_Problem statement_
Search the listing below for the string "components" and show each line that contains it.

_Material_
+ + + + +
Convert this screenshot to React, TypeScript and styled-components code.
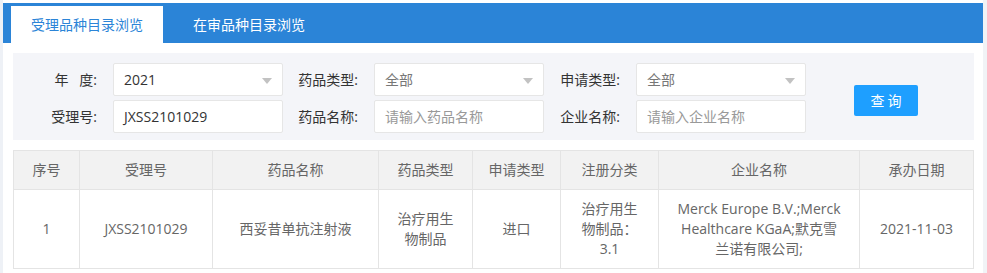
import styled, { createGlobalStyle } from "styled-components";

const GlobalStyle = createGlobalStyle`
  html, body {
    margin: 0;
    padding: 0;
    background: #fff;
  }
  body {
    font-family: "Microsoft YaHei", "Open Sans", "Noto Sans CJK SC", sans-serif;
    font-size: 14px;
    color: #333;
  }
`;

const Page = styled.div`
  box-sizing: border-box;
  width: 987px;
  height: 273px;
  display: flex;
  overflow: hidden;
  background: #fff;
  border-left: 3px solid #eef1f6;
  border-right: 4px solid #f1f3f6;
`;

const Main = styled.div`
  flex: 1;
  padding-top: 3px;
  display: flex;
  flex-direction: column;
`;

const TabBar = styled.div`
  flex-shrink: 0;
  height: 40px;
  background: #2b84d7;
  display: flex;
  align-items: flex-end;
  gap: 10px;
  padding-left: 8px;
`;

const Tab = styled.div<{ active?: boolean }>`
  height: 37px;
  line-height: 37px;
  padding: 0 20px;
  font-size: 14px;
  color: ${({ active }) => (active ? "#2b84d7" : "#fff")};
  background: ${({ active }) => (active ? "#fff" : "transparent")};
`;

const Content = styled.div`
  flex-shrink: 0;
  padding: 10px;
  display: flex;
  flex-direction: column;
  gap: 10px;
`;

const FilterPanel = styled.div`
  flex-shrink: 0;
  background: #f4f5f9;
  padding: 10px 0 7px;
  display: flex;
  align-items: center;
`;

const Rows = styled.div`
  display: flex;
  flex-direction: column;
  gap: 4px;
`;

const Row = styled.div`
  display: flex;
`;

const Label = styled.label<{ w: number }>`
  box-sizing: border-box;
  width: ${({ w }) => w}px;
  padding-right: 16px;
  text-align: right;
  line-height: 33px;
  color: #333;
  white-space: pre;
`;

const Field = styled.div<{ muted?: boolean }>`
  box-sizing: border-box;
  position: relative;
  width: 170px;
  height: 33px;
  line-height: 31px;
  padding-left: 10px;
  background: #fff;
  border: 1px solid #e6e6e6;
  border-radius: 2px;
  color: ${({ muted }) => (muted ? "#777" : "#333")};
`;

const Placeholder = styled.span`
  color: #999;
`;

const Caret = styled.i`
  position: absolute;
  right: 10px;
  top: 14px;
  width: 0;
  height: 0;
  border-left: 5px solid transparent;
  border-right: 5px solid transparent;
  border-top: 6px solid #c2c2c2;
`;

const QueryButton = styled.button`
  margin-left: 48px;
  margin-top: 4px;
  width: 64px;
  height: 31px;
  border: none;
  border-radius: 2px;
  background: #1e9fff;
  color: #fff;
  font-family: inherit;
  font-size: 14px;
  letter-spacing: 3px;
  padding: 0 0 0 3px;
  cursor: pointer;
`;

const Table = styled.table`
  flex-shrink: 0;
  width: 960px;
  table-layout: fixed;
  border-collapse: collapse;
  color: #666;
`;

const Th = styled.th`
  background: #f2f2f2;
  border: 1px solid #e4e4e4;
  padding: 9px 15px;
  line-height: 20px;
  font-weight: normal;
  text-align: center;
`;

const Td = styled.td<{ px: number }>`
  border: 1px solid #e4e4e4;
  padding: 9px ${({ px }) => px}px;
  line-height: 20px;
  text-align: center;
  word-break: normal;
  overflow-wrap: anywhere;
`;

const columns = [
  { title: "序号", width: 66, px: 15 },
  { title: "受理号", width: 133, px: 15 },
  { title: "药品名称", width: 166, px: 15 },
  { title: "药品类型", width: 94, px: 15 },
  { title: "申请类型", width: 88, px: 15 },
  { title: "注册分类", width: 98, px: 15 },
  { title: "企业名称", width: 201, px: 17 },
  { title: "承办日期", width: 114, px: 15 },
];

const rows = [
  [
    "1",
    "JXSS2101029",
    "西妥昔单抗注射液",
    "治疗用生物制品",
    "进口",
    "治疗用生物制品：3.1",
    "Merck Europe B.V.;Merck Healthcare KGaA;默克雪兰诺有限公司;",
    "2021-11-03",
  ],
];

export default function App() {
  return (
    <>
      <GlobalStyle />
      <Page>
        <Main>
          <TabBar>
            <Tab active>受理品种目录浏览</Tab>
            <Tab>在审品种目录浏览</Tab>
          </TabBar>
          <Content>
            <FilterPanel>
              <Rows>
                <Row>
                  <Label w={100}>{"年   度:"}</Label>
                  <Field>
                    2021
                    <Caret />
                  </Field>
                  <Label w={91}>药品类型:</Label>
                  <Field muted>
                    全部
                    <Caret />
                  </Field>
                  <Label w={92}>申请类型:</Label>
                  <Field muted>
                    全部
                    <Caret />
                  </Field>
                </Row>
                <Row>
                  <Label w={100}>受理号:</Label>
                  <Field>JXSS2101029</Field>
                  <Label w={91}>药品名称:</Label>
                  <Field>
                    <Placeholder>请输入药品名称</Placeholder>
                  </Field>
                  <Label w={92}>企业名称:</Label>
                  <Field>
                    <Placeholder>请输入企业名称</Placeholder>
                  </Field>
                </Row>
              </Rows>
              <QueryButton>查询</QueryButton>
            </FilterPanel>
            <Table>
              <colgroup>
                {columns.map((c) => (
                  <col key={c.title} style={{ width: c.width }} />
                ))}
              </colgroup>
              <thead>
                <tr>
                  {columns.map((c) => (
                    <Th key={c.title}>{c.title}</Th>
                  ))}
                </tr>
              </thead>
              <tbody>
                {rows.map((r, i) => (
                  <tr key={i}>
                    {r.map((cell, j) => (
                      <Td key={j} px={columns[j].px}>
                        {cell}
                      </Td>
                    ))}
                  </tr>
                ))}
              </tbody>
            </Table>
          </Content>
        </Main>
      </Page>
    </>
  );
}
+ + + + +
_Written reply_
Convert this screenshot to React, TypeScript and styled-components code.
import styled, { createGlobalStyle } from "styled-components";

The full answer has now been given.